The change that is possible within ourselves, especially in relation to those core things we think make up who we are, how we feel about things and how we express ourselves is far more likely to change when we go through a hugely transformative change in our own lives. When we’re trucking along quite nicely and everything is under control we won’t have a need to adapt and change.
This is where I’m going to relate it back to bariatric surgery. Bariatric surgery and all the change that happens afterwards is hugely transformative on you as an individual. It will change and affect every aspect of yourself. The physical change will be the most obvious but it’s going to affect you mentally and emotionally too. Not only is all of that change happening to and within yourself but you are going to find that the world around you interacts with and percieves you differently giving you a vastly different world to live in.
All of this is going to push you to change and adapt. Some of those things that you held closely and you used to define yourself in your own head are never going to be the same again. Some of those core values, beliefs and ideas you had about yourself and the world are going to change, forever. Once you reach maintenance the change will settle and you will become comfortable with the new you, in more ways than one, but don’t think that’s your journey of finding yourself over and done with.

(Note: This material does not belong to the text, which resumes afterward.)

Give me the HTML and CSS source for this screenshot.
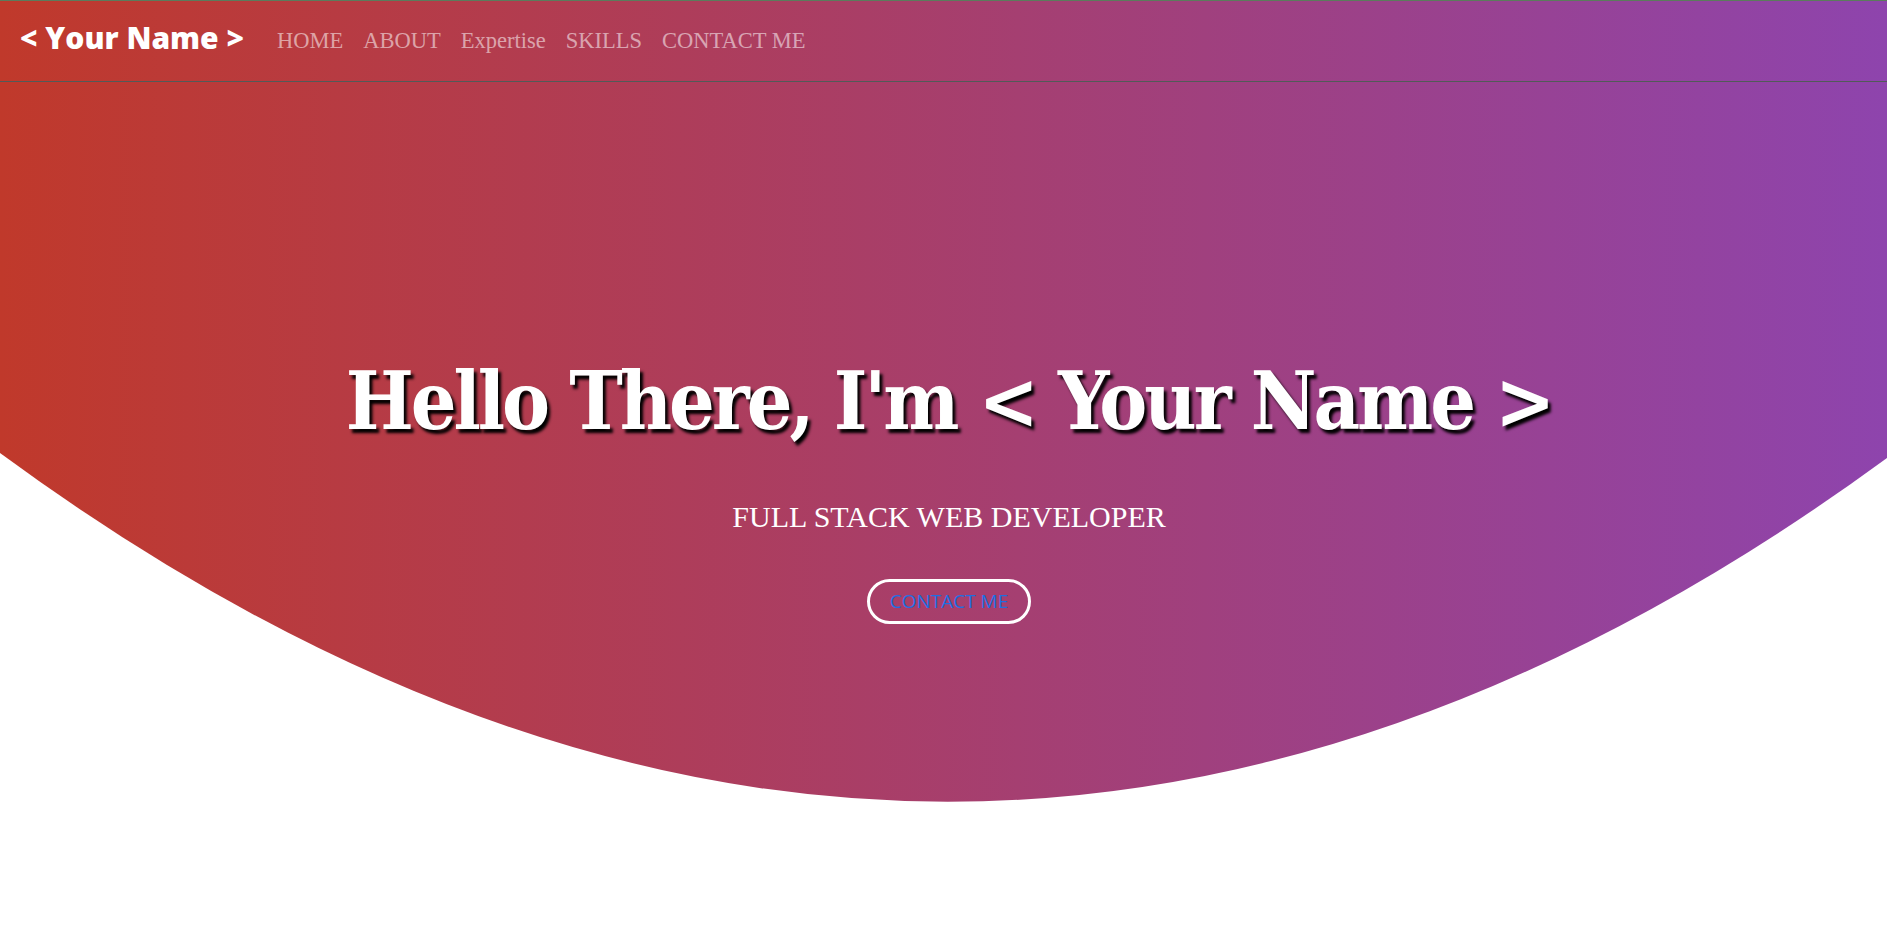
FILE: index.html
```html
<!DOCTYPE html>
<html lang="en">
<head>
<meta charset="utf-8">
<title>Portfolio</title>
<link rel="stylesheet" href="styles.css">
</head>
<body>
<header class="hero">
  <nav class="nav">
    <a class="logo" href="#">&lt; Your Name &gt;</a>
    <ul class="links">
      <li><a href="#">HOME</a></li>
      <li><a href="#">ABOUT</a></li>
      <li><a href="#">Expertise</a></li>
      <li><a href="#">SKILLS</a></li>
      <li><a href="#">CONTACT ME</a></li>
    </ul>
  </nav>
  <div class="intro">
    <h1 class="title">Hello There, I'm &lt; Your Name &gt;</h1>
    <p class="role">FULL STACK WEB DEVELOPER</p>
    <a class="btn" href="#">CONTACT ME</a>
  </div>
</header>
</body>
</html>
```
FILE: styles.css
```css
html, body {
  margin: 0;
  padding: 0;
  background: #ffffff;
}

.hero {
  height: 932px;
  background: linear-gradient(to right, #c0392b, #8e44ad);
  clip-path: path('M0 0 H1887 V458 Q945 1148 0 453 Z');
  display: flex;
  flex-direction: column;
}

.nav {
  display: flex;
  align-items: center;
  height: 80px;
  border-top: 1px solid #5b7b5c;
  border-bottom: 1px solid #525a58;
  padding-left: 20px;
}

.logo {
  font-family: "Open Sans", sans-serif;
  font-weight: 800;
  font-size: 30px;
  color: #ffffff;
  text-decoration: none;
  margin-right: 33px;
  margin-bottom: 7px;
}

.links {
  display: flex;
  gap: 20px;
  list-style: none;
  margin: 0;
  padding: 0;
}

.links a {
  font-family: "Liberation Serif", serif;
  font-size: 22.5px;
  color: rgba(255, 255, 255, 0.55);
  text-decoration: none;
}

.intro {
  display: flex;
  flex-direction: column;
  align-items: center;
  padding-top: 269px;
  padding-left: 11px;
}

.title {
  margin: 0;
  font-family: "DejaVu Serif Condensed", "DejaVu Serif", serif;
  font-stretch: condensed;
  font-weight: 700;
  font-size: 80px;
  line-height: 100.8px;
  letter-spacing: -3px;
  color: #ffffff;
  text-shadow: 3px 4px 3px #000000;
}

.role {
  margin: 48px 0 0;
  font-family: "Liberation Serif", serif;
  font-size: 30px;
  line-height: 33px;
  color: #ffffff;
}

.btn {
  margin-top: 46px;
  border: 3px solid #ffffff;
  border-radius: 23px;
  padding: 7px 20px;
  font-family: "Open Sans", sans-serif;
  font-size: 19px;
  line-height: 25px;
  color: #1d6fe3;
  text-decoration: none;
}
```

To sum all of that brain vomit up, we will never reach a point of being done finding ourselves and figuring out exactly who we are. As humans we are always learning and being challenged by the world around us (look at the current political election in the U.S. for example!) and being affected by and adapting to those influences is something we can’t stop from happening. Deciding to do something as hugely life influencing like bariatric surgery is going to change a whole heap of things in a relatively short space of time.
This then makes total sense as to why a number of relationships break-up after at least one of the partnership go through bariatric surgery. Why so many of us totally change our hairstyles, sense of style and reach out and go for the professional opportunities we would never have dreamed of before. If you are just setting out on this path or any path of massive personal change and wanted to know what’s going to change, I guess I would have to say everything.
I’m at the point in life now where I feel settled. I know enough of who I am that I have a well developed sense of self and know what I am passionate about. I am excitied to have realised though that this is not it. This is not the ‘me’ I am going to be for the next however many years I get to grace this earth for. I look forward to seeing where life takes me and how the experiences I have shape and influence me. It’s the biggest, scariest ones that, in the end at least, end up being the most interesting.
Where are you at in your journey of finding your sense of self? Are you fairly settled at the moment or are you figuring out some new things about yourself and where you’re at?
I’m at that point in life where I am still a bit unsettled and trying to figure out who I am exactly and find my feet – it can be overwhelming, challenging and anxiety ridden sometimes, but I know at the end of the day I’ll work it out.. I hope haha!
It will and I think realizing that it’s a never-ending process of self discovery makes it kind of exciting. At the end of the day if you’re being true to yourself and not living to please anyone else to your own detriment then you’re doing life right!